There are two reasons for having
doubts. On the one hand, as Reuters
recently documented, Moscow has been deeply involved with ISIS, providing
radicals from within its borders with passports to go to Syria and elsewhere (reuters.com/article/us-russia-militants-specialreport-idUSKCN0Y41OP).
And
on the other, as a Turkish analyst has pointed out, “it appears that ‘the ISIS
threat’ is becoming a new instrument of Russian pressure not only in the Middle
East and Turkey but also on post-Soviet countries,” including not least of all
Azerbaijan, to restore Moscow’s control (turkist.org/2016/05/isis-russia-central-asia-azerbaijan-karabakh.html).
Organizing
an action in Derbent which is close to the Azerbaijani border and then
suggesting that ISIS was behind it would serve Moscow’s interests by suggesting
that only a powerful military force could suppress this movement and that the
countries of the South Caucasus are incapable of organizing such a force or
using it in that way.
Given
what Reuters reports and Moscow’s obvious strategy, the Turkish analyst says,
“no one can guarantee that the special forces of the Russian Federation will
not help these same ‘radicals’ to move into Azerbaijan and not continue to run
them there as well.” Azerbaijan, he
says, “should be prepared” for that eventuality.
In an analysis of the conclusions of Yury Tsarik of the Minsk Center for Strategic and Foreign Policy Questions, Kseniya Kirillova, a US-based Russian commentator, says that it appears Moscow is now ready to drop its classification of the Taliban as a terrorist organization in order to secure its cooperation (ru.krymr.com/content/article/27735980.html).
She suggests that Tsarik is building on the conclusions offered by two of his Minsk colleagues last October (ru.krymr.com/content/article/27329950.html) and that he like they have concluded that Moscow views any cooperation with the Taliban not strictly through a counter-terrorism lens but rather geopolitically.

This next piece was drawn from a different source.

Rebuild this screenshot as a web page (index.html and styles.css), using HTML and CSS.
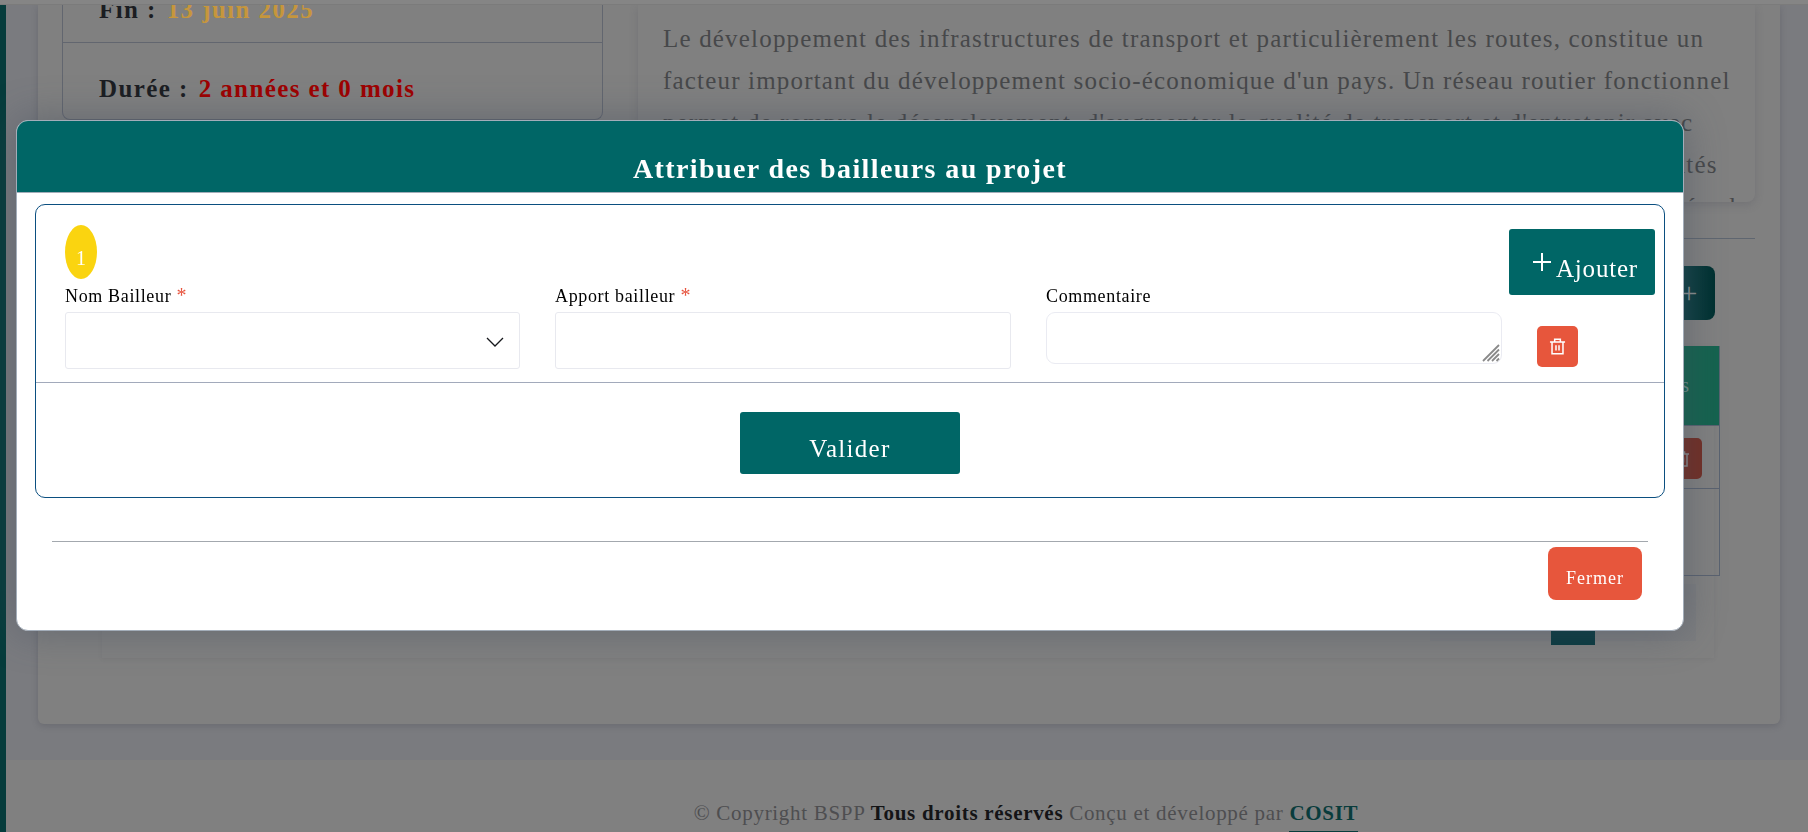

Having close ties with that Afghan group may do little to combat ISIS, but Moscow can use these not only against the US and China but to promote the destabilization of Central Asia in order to compel the leaders of countries there to turn to Russia out of a sense that they have no other choice.
And third – and this may be the most important if longer term development of the three – Moscow Patriarch Kirill on a visit to the North Caucasus suggested that Orthodox Christians and Muslims share “a common understanding of Divine law,” one that puts them at odds with Western Christians (newsru.com/religy/15may2016/cyrillsays.html).
The Russian church leader, in his closest approach to the Eurasianist ideas of Aleksandr Dugin that Vladimir Putin has sometimes drawn on, said that Western Christians had an “inauthentic” understanding of their faith and thus were failing to combat evil in the world. Indeed, they sometimes were promoting it.
“Many Christians in the West are forgetting their roots, re-thinking the bases of morality, justifying sin not only in their community but supporting sinful laws which justify sin,” Kirill continued. In Russia, in contrast, “nothing of the like is taking place” because the Orthodox and Muslims are not ready to live according to laws” which violate God’s will.
That common commitment, he concluded, means that with Russians, “there is a foundation for building a common life.” On the one hand, this statement reflects the demographic realities of Russia, a country where the Muslim majority is growing rapidly even as the Orthodox Russian is declining.
But on the other hand, Kirill’s words justify a kind of cooperation with Islam based on hostility to the West as such, something that calls into question the Kremlin’s oft-spoken commitment to a joint battle against Islamist extremists and may even open the way for Russian cooperation with them.